begin

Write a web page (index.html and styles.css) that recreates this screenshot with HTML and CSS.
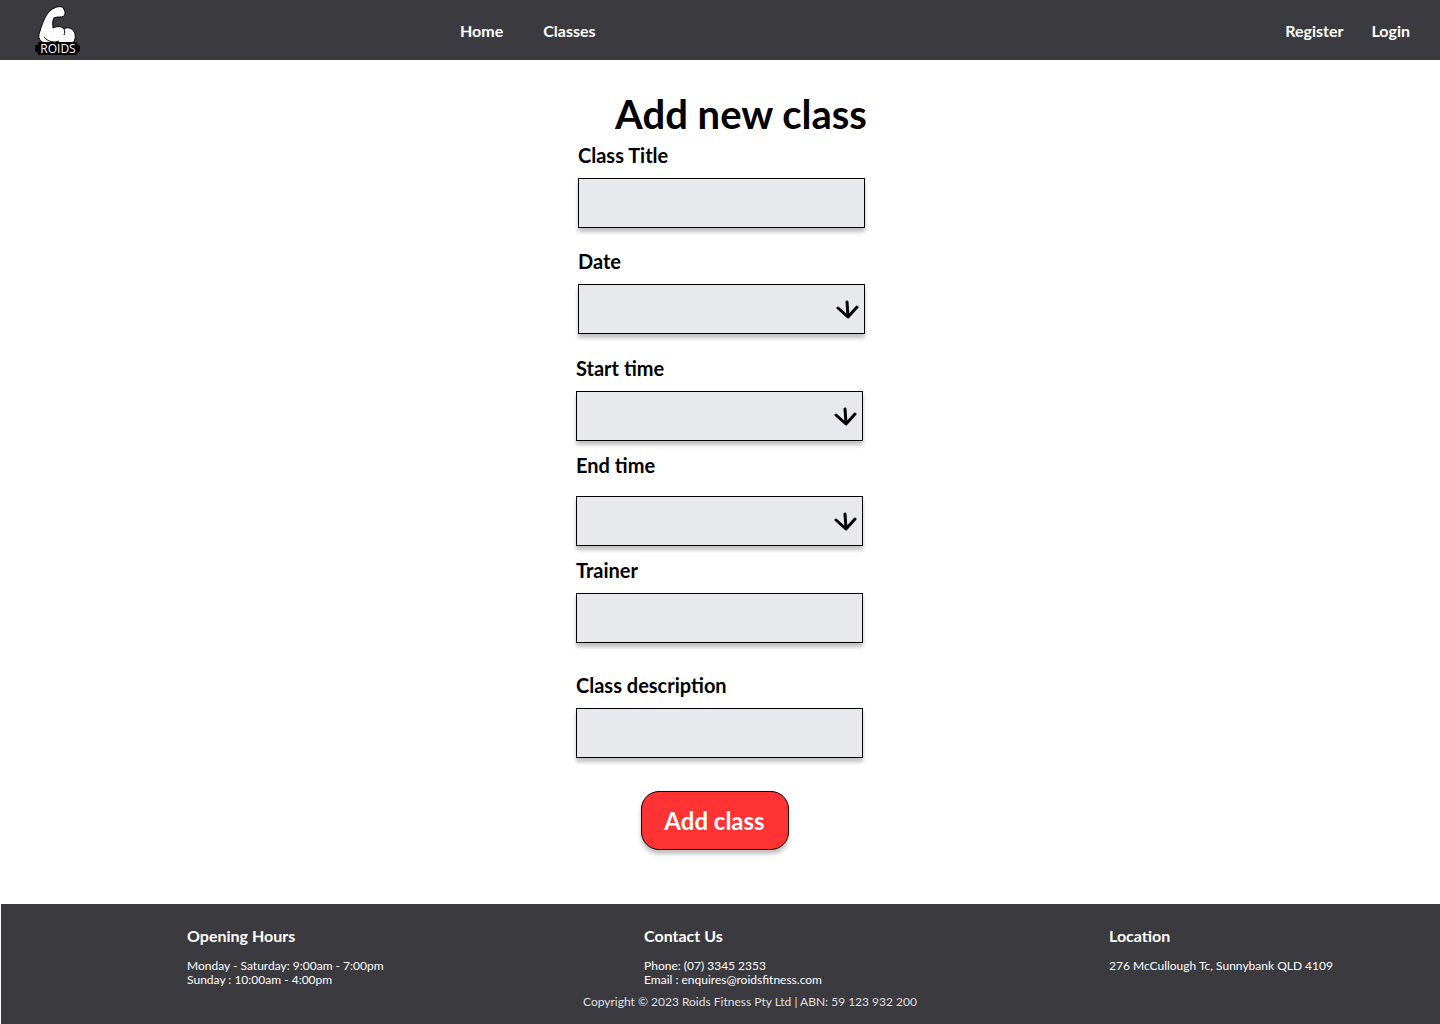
FILE: index.html
```html
<!DOCTYPE html>
<html lang="en">
<head>
<meta charset="utf-8">
<meta name="viewport" content="width=device-width, initial-scale=1">
<title>Add new class - Roids Fitness</title>
<link rel="stylesheet" href="styles.css">
</head>
<body>
<header class="site-header">
  <a class="logo" href="#" aria-label="Roids Fitness">
    <svg width="47" height="50" viewBox="0 0 47 50">
      <path d="M10 38C4 35 4 31 6 26C9 16 12 9 17 5C21 2 25 1 28 2C31 4 32 9 30 11C27 13 24 11 20 13C18 16 19 20 19 23C23 21 28 21 30 24C34 21 40 24 41 29C42 34 40 38 36 39L12 39Z" fill="#fff" stroke="#000" stroke-width="1"/>
      <path d="M10 32C14 37 20 38 25 36M30 24C31 26 31 28 30 30" fill="none" stroke="#000" stroke-width="1"/>
      <path d="M4 37H43V39L46 41V46L43 48V50H4V48L1 46V41L4 39Z" fill="#000"/>
      <text x="24" y="48" text-anchor="middle" class="logo-text">ROIDS</text>
    </svg>
  </a>
  <nav class="main-nav">
    <a href="#">Home</a>
    <a href="#">Classes</a>
  </nav>
  <nav class="account-nav">
    <a href="#">Register</a>
    <a href="#">Login</a>
  </nav>
</header>

<main class="page">
  <h1 class="page-title">Add new class</h1>
  <form class="class-form">
    <div class="field field-end">
      <label for="title">Class Title</label>
      <input class="control" id="title" type="text">
    </div>
    <div class="field field-end field-date">
      <label for="date">Date</label>
      <div class="picker">
        <select class="control" id="date"><option></option></select>
        <svg class="arrow" width="24" height="20" viewBox="0 0 24 20"><path d="M2 9L12 18L21 8M12 17L11 3"/></svg>
      </div>
    </div>
    <div class="field field-tight">
      <label for="start">Start time</label>
      <div class="picker">
        <select class="control" id="start"><option></option></select>
        <svg class="arrow" width="24" height="20" viewBox="0 0 24 20"><path d="M2 9L12 18L21 8M12 17L11 3"/></svg>
      </div>
    </div>
    <div class="field field-tight field-spaced">
      <label for="end">End time</label>
      <div class="picker">
        <select class="control" id="end"><option></option></select>
        <svg class="arrow" width="24" height="20" viewBox="0 0 24 20"><path d="M2 9L12 18L21 8M12 17L11 3"/></svg>
      </div>
    </div>
    <div class="field field-loose">
      <label for="trainer">Trainer</label>
      <input class="control" id="trainer" type="text">
    </div>
    <div class="field field-last">
      <label for="description">Class description</label>
      <input class="control" id="description" type="text">
    </div>
    <button class="submit" type="submit">Add class</button>
  </form>
</main>

<footer class="site-footer">
  <div class="footer-columns">
    <section>
      <h2>Opening Hours</h2>
      <p>Monday - Saturday: 9:00am - 7:00pm<br>Sunday : 10:00am - 4:00pm</p>
    </section>
    <section>
      <h2>Contact Us</h2>
      <p>Phone: (07) 3345 2353<br>Email : enquires@roidsfitness.com</p>
    </section>
    <section>
      <h2>Location</h2>
      <p>276 McCullough Tc, Sunnybank QLD 4109</p>
    </section>
  </div>
  <p class="copyright">Copyright © 2023 Roids Fitness Pty Ltd | ABN: 59 123 932 200</p>
</footer>
</body>
</html>
```
FILE: styles.css
```css
* {
  box-sizing: border-box;
}

body {
  display: flex;
  flex-direction: column;
  min-height: 100vh;
  margin: 0;
  background: #fff;
  color: #000;
  font-family: Lato, "Open Sans", sans-serif;
}

h1,
h2,
p {
  margin: 0;
}

.site-header {
  display: flex;
  align-items: center;
  min-height: 60px;
  padding: 0 30px 0 34px;
  background: #3a3a3f;
  font-size: 16px;
  font-weight: 700;
  line-height: 20px;
}

.site-header a {
  color: #fff;
  text-decoration: none;
}

.logo {
  flex: 0 0 426px;
}

.logo svg {
  display: block;
  overflow: visible;
}

.logo-text {
  fill: #fff;
  font-family: "Open Sans", sans-serif;
  font-size: 12px;
  font-weight: 500;
}

.main-nav,
.account-nav {
  display: flex;
  padding-top: 2px;
}

.main-nav {
  gap: 40px;
}

.account-nav {
  gap: 28px;
  margin-left: auto;
}

.page {
  flex: 1;
  padding: 30px 16px 54px;
}

.page-title {
  padding-left: 42px;
  font-size: 40px;
  font-weight: 700;
  line-height: 48px;
  text-align: center;
}

.class-form {
  display: flex;
  flex-direction: column;
  align-items: flex-start;
  width: 290px;
  margin: 5px auto 0;
  padding-left: 1px;
}

.field {
  display: flex;
  flex-direction: column;
  gap: 11px;
  width: 287px;
  margin-bottom: 21px;
}

.field-end {
  align-self: flex-end;
}

.field-date {
  margin-bottom: 22px;
}

.field-tight {
  margin-bottom: 12px;
}

.field-spaced {
  gap: 19px;
}

.field-loose {
  margin-bottom: 30px;
}

.field-last {
  margin-bottom: 33px;
}

.field label {
  font-size: 20px;
  font-weight: 700;
  line-height: 24px;
}

.control {
  appearance: none;
  width: 100%;
  height: 50px;
  margin: 0;
  padding: 0 12px;
  border: 1px solid #000;
  border-radius: 0;
  background: #e8e9ed;
  box-shadow: 0 4px 4px rgba(0, 0, 0, 0.25);
  color: #000;
  font: inherit;
  font-size: 16px;
}

.picker {
  display: grid;
  align-items: center;
}

.picker > * {
  grid-area: 1 / 1;
}

.arrow {
  z-index: 1;
  justify-self: end;
  margin-right: 5px;
  fill: none;
  stroke: #000;
  stroke-width: 3;
  stroke-linecap: round;
  stroke-linejoin: round;
  pointer-events: none;
}

.submit {
  align-self: center;
  width: 148px;
  height: 59px;
  margin: 0 12px 0 0;
  padding: 0;
  border: 1px solid #000;
  border-radius: 18px;
  background: #ff3333;
  box-shadow: 0 4px 4px rgba(0, 0, 0, 0.25);
  color: #fff;
  font-family: inherit;
  font-size: 24px;
  font-weight: 700;
  line-height: 28px;
}

.site-footer {
  margin-left: 1px;
  padding: 22px 0 15px;
  background: #3a3a3f;
  color: #fff;
  font-size: 12px;
  line-height: 14px;
}

.footer-columns {
  display: grid;
  grid-template-columns: 457fr 465fr 331fr;
  min-height: 61px;
  padding-left: calc(13% - 1px);
}

.site-footer h2 {
  margin-bottom: 13px;
  font-size: 16px;
  font-weight: 700;
  line-height: 20px;
}

.copyright {
  margin-top: 8px;
  padding-left: 59px;
  color: #e0e0e0;
  text-align: center;
}
```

end

WHAT THE TASK ASKS
Set down the material exactly, every line of it, except for the pictures.

SOLUTION
Write a web page (index.html and styles.css) that recreates this screenshot with HTML and CSS.
FILE: index.html
```html
<!DOCTYPE html>
<html lang="en">
<head>
<meta charset="utf-8">
<meta name="viewport" content="width=device-width, initial-scale=1">
<title>Add new class - Roids Fitness</title>
<link rel="stylesheet" href="styles.css">
</head>
<body>
<header class="site-header">
  <a class="logo" href="#" aria-label="Roids Fitness">
    <svg width="47" height="50" viewBox="0 0 47 50">
      <path d="M10 38C4 35 4 31 6 26C9 16 12 9 17 5C21 2 25 1 28 2C31 4 32 9 30 11C27 13 24 11 20 13C18 16 19 20 19 23C23 21 28 21 30 24C34 21 40 24 41 29C42 34 40 38 36 39L12 39Z" fill="#fff" stroke="#000" stroke-width="1"/>
      <path d="M10 32C14 37 20 38 25 36M30 24C31 26 31 28 30 30" fill="none" stroke="#000" stroke-width="1"/>
      <path d="M4 37H43V39L46 41V46L43 48V50H4V48L1 46V41L4 39Z" fill="#000"/>
      <text x="24" y="48" text-anchor="middle" class="logo-text">ROIDS</text>
    </svg>
  </a>
  <nav class="main-nav">
    <a href="#">Home</a>
    <a href="#">Classes</a>
  </nav>
  <nav class="account-nav">
    <a href="#">Register</a>
    <a href="#">Login</a>
  </nav>
</header>

<main class="page">
  <h1 class="page-title">Add new class</h1>
  <form class="class-form">
    <div class="field field-end">
      <label for="title">Class Title</label>
      <input class="control" id="title" type="text">
    </div>
    <div class="field field-end field-date">
      <label for="date">Date</label>
      <div class="picker">
        <select class="control" id="date"><option></option></select>
        <svg class="arrow" width="24" height="20" viewBox="0 0 24 20"><path d="M2 9L12 18L21 8M12 17L11 3"/></svg>
      </div>
    </div>
    <div class="field field-tight">
      <label for="start">Start time</label>
      <div class="picker">
        <select class="control" id="start"><option></option></select>
        <svg class="arrow" width="24" height="20" viewBox="0 0 24 20"><path d="M2 9L12 18L21 8M12 17L11 3"/></svg>
      </div>
    </div>
    <div class="field field-tight field-spaced">
      <label for="end">End time</label>
      <div class="picker">
        <select class="control" id="end"><option></option></select>
        <svg class="arrow" width="24" height="20" viewBox="0 0 24 20"><path d="M2 9L12 18L21 8M12 17L11 3"/></svg>
      </div>
    </div>
    <div class="field field-loose">
      <label for="trainer">Trainer</label>
      <input class="control" id="trainer" type="text">
    </div>
    <div class="field field-last">
      <label for="description">Class description</label>
      <input class="control" id="description" type="text">
    </div>
    <button class="submit" type="submit">Add class</button>
  </form>
</main>

<footer class="site-footer">
  <div class="footer-columns">
    <section>
      <h2>Opening Hours</h2>
      <p>Monday - Saturday: 9:00am - 7:00pm<br>Sunday : 10:00am - 4:00pm</p>
    </section>
    <section>
      <h2>Contact Us</h2>
      <p>Phone: (07) 3345 2353<br>Email : enquires@roidsfitness.com</p>
    </section>
    <section>
      <h2>Location</h2>
      <p>276 McCullough Tc, Sunnybank QLD 4109</p>
    </section>
  </div>
  <p class="copyright">Copyright © 2023 Roids Fitness Pty Ltd | ABN: 59 123 932 200</p>
</footer>
</body>
</html>
```
FILE: styles.css
```css
* {
  box-sizing: border-box;
}

body {
  display: flex;
  flex-direction: column;
  min-height: 100vh;
  margin: 0;
  background: #fff;
  color: #000;
  font-family: Lato, "Open Sans", sans-serif;
}

h1,
h2,
p {
  margin: 0;
}

.site-header {
  display: flex;
  align-items: center;
  min-height: 60px;
  padding: 0 30px 0 34px;
  background: #3a3a3f;
  font-size: 16px;
  font-weight: 700;
  line-height: 20px;
}

.site-header a {
  color: #fff;
  text-decoration: none;
}

.logo {
  flex: 0 0 426px;
}

.logo svg {
  display: block;
  overflow: visible;
}

.logo-text {
  fill: #fff;
  font-family: "Open Sans", sans-serif;
  font-size: 12px;
  font-weight: 500;
}

.main-nav,
.account-nav {
  display: flex;
  padding-top: 2px;
}

.main-nav {
  gap: 40px;
}

.account-nav {
  gap: 28px;
  margin-left: auto;
}

.page {
  flex: 1;
  padding: 30px 16px 54px;
}

.page-title {
  padding-left: 42px;
  font-size: 40px;
  font-weight: 700;
  line-height: 48px;
  text-align: center;
}

.class-form {
  display: flex;
  flex-direction: column;
  align-items: flex-start;
  width: 290px;
  margin: 5px auto 0;
  padding-left: 1px;
}

.field {
  display: flex;
  flex-direction: column;
  gap: 11px;
  width: 287px;
  margin-bottom: 21px;
}

.field-end {
  align-self: flex-end;
}

.field-date {
  margin-bottom: 22px;
}

.field-tight {
  margin-bottom: 12px;
}

.field-spaced {
  gap: 19px;
}

.field-loose {
  margin-bottom: 30px;
}

.field-last {
  margin-bottom: 33px;
}

.field label {
  font-size: 20px;
  font-weight: 700;
  line-height: 24px;
}

.control {
  appearance: none;
  width: 100%;
  height: 50px;
  margin: 0;
  padding: 0 12px;
  border: 1px solid #000;
  border-radius: 0;
  background: #e8e9ed;
  box-shadow: 0 4px 4px rgba(0, 0, 0, 0.25);
  color: #000;
  font: inherit;
  font-size: 16px;
}

.picker {
  display: grid;
  align-items: center;
}

.picker > * {
  grid-area: 1 / 1;
}

.arrow {
  z-index: 1;
  justify-self: end;
  margin-right: 5px;
  fill: none;
  stroke: #000;
  stroke-width: 3;
  stroke-linecap: round;
  stroke-linejoin: round;
  pointer-events: none;
}

.submit {
  align-self: center;
  width: 148px;
  height: 59px;
  margin: 0 12px 0 0;
  padding: 0;
  border: 1px solid #000;
  border-radius: 18px;
  background: #ff3333;
  box-shadow: 0 4px 4px rgba(0, 0, 0, 0.25);
  color: #fff;
  font-family: inherit;
  font-size: 24px;
  font-weight: 700;
  line-height: 28px;
}

.site-footer {
  margin-left: 1px;
  padding: 22px 0 15px;
  background: #3a3a3f;
  color: #fff;
  font-size: 12px;
  line-height: 14px;
}

.footer-columns {
  display: grid;
  grid-template-columns: 457fr 465fr 331fr;
  min-height: 61px;
  padding-left: calc(13% - 1px);
}

.site-footer h2 {
  margin-bottom: 13px;
  font-size: 16px;
  font-weight: 700;
  line-height: 20px;
}

.copyright {
  margin-top: 8px;
  padding-left: 59px;
  color: #e0e0e0;
  text-align: center;
}
```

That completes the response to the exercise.